- Length: 1.25 mi (2.01 km)
- Location: Catonsville, Maryland Ellicott City, Maryland
- Established: 1990s
- Trailheads: Edmondson Avenue Oella Avenue
- Use: Walking, jogging, biking
- Difficulty: Easy, slight slope, ADA accessible
- Season: Year-round
- Months: Year-round
- Surface: Asphalt
- Right of way: Baltimore Transit Company Streetcar 9

Trail map

= Trolley Line Number 9 Trail =

Historical trail in Baltimore County, Maryland

The Trolley Line #9 Trail is a 1.25 mi trail in western Baltimore County, Maryland. It begins at the west end of Edmondson Avenue and extends from Catonsville through Oella to Main Street, Ellicott City. The trail follows what was originally part of the Catonsville and Ellicott City Electric Railway Company trolley line that shuttled passengers between Ellicott City and Baltimore from the late 1890s to the mid-1950s.

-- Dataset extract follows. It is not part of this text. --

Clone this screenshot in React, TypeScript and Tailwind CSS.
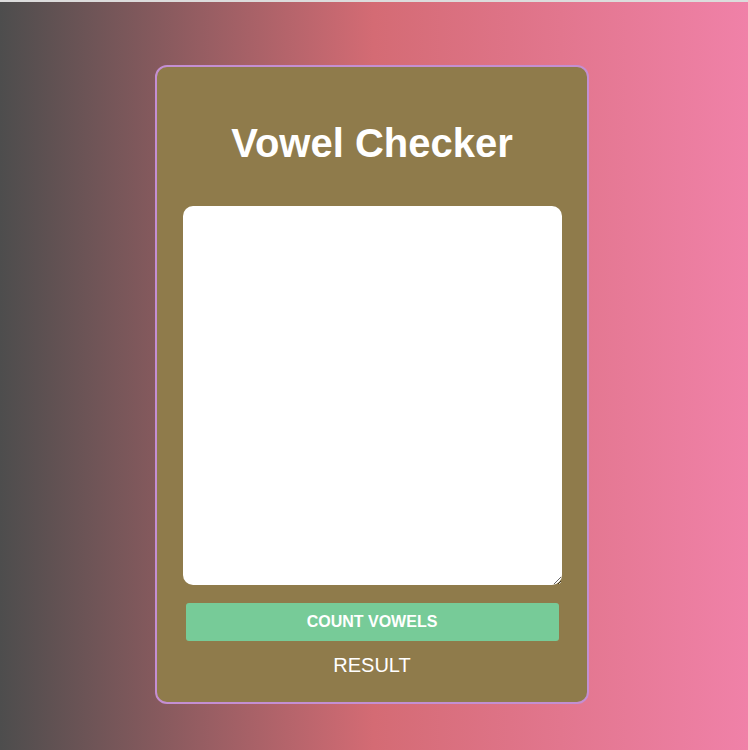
export default function App() {
  return (
    <div
      className="min-h-[750px] w-full border-t-2 border-[#dcdcdc] bg-[linear-gradient(to_right,#4d4d4d_0%,#d46b74_50%,#f081a8_100%)] pt-[63px]"
      style={{ fontFamily: '"Liberation Sans", Arial, sans-serif' }}
    >
      <div className="ml-[155px] flex h-[639px] w-[434px] flex-col items-center rounded-[12px] border-2 border-[#c48fd2] bg-[#8f7b4b] px-[26px]">
        <h1 className="mt-[54px] text-[40px] font-bold leading-[44px] text-white">Vowel Checker</h1>
        <textarea className="mt-[41px] h-[379px] w-[379px] shrink-0 rounded-[10px] bg-white outline-none" />
        <button className="mt-[18px] h-[38px] w-[373px] rounded-[3px] bg-[#77cb98] text-[16px] font-bold text-white">
          COUNT VOWELS
        </button>
        <div className="mt-[12px] text-[20px] leading-[24px] text-white">RESULT</div>
      </div>
    </div>
  );
}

==Catonsville & Ellicott City Electric Railway Company==
In 1805 the Baltimore and Frederick Turnpike was constructed to provide a route from Baltimore to Boonsboro Maryland. On 11 March 1861 the Baltimore, Catonsville and Ellicott Mills Passenger Railway Company was formed to service the towns of Catonsville, Oella, and Ellicott City with horse-drawn cars on the turnpike right-of-way. The company agreed that the line would not use steam trains or carry freight. Trips between Catonsville and Baltimore took two hours. The company became insolvent competing with the Catonsville Short Line Railroad (1884), and was purchased as part of the City and Suburban Railway Corporation. In 1895, the follow-on Baltimore and Catonsville Railway Company decided to extend its lines four miles to Ellicott City and convert to 33 foot long cars using electricity. Stock was issued on 25 November 1895 for the Edmondson Avenue, Catonsville & Ellicott City Electric Railway Company. Victor G. Bloede's Evans & Co. was initially given 90 days to complete the project. The company was a subsidiary of the Eden Construction Company that built Victorian neighborhoods of Eden Terrace in Catonsville. George Yakel took over as president with Louis Yaakel as vice president and William Layfield as treasurer. Construction was difficult, requiring extensive excavation along the Patapsco River Valley with several construction deaths. Steam engine winches powered plows to break the surface. Cobblestone pavers filled the surfaces between the tracks. A double track ran from Baltimore to Catonsville, and a single line ran to Ellicott City. The parent construction company went insolvent in 1897, and the railroad was later purchased and consolidated with the United Railways and Electric Company, and later the Columbia & Maryland Railway Company. Gaither's Electric express provided freight operations for a two-mile section running through Ellicott City. In the early 1900s it faced lawsuits for carrying freight against its original operating contracts. On 7 June 1914, the 200 ft long wooden bridge between Howard County and Baltimore County burned down from a discarded cigarette.

==Trail==

A century after its construction, in the 1990s, the abandoned right-of-way was converted as part of a rails-to-trails program. Today, the path is paved and features a section of boardwalk next to walls of rock that were hand-cut by the original builders.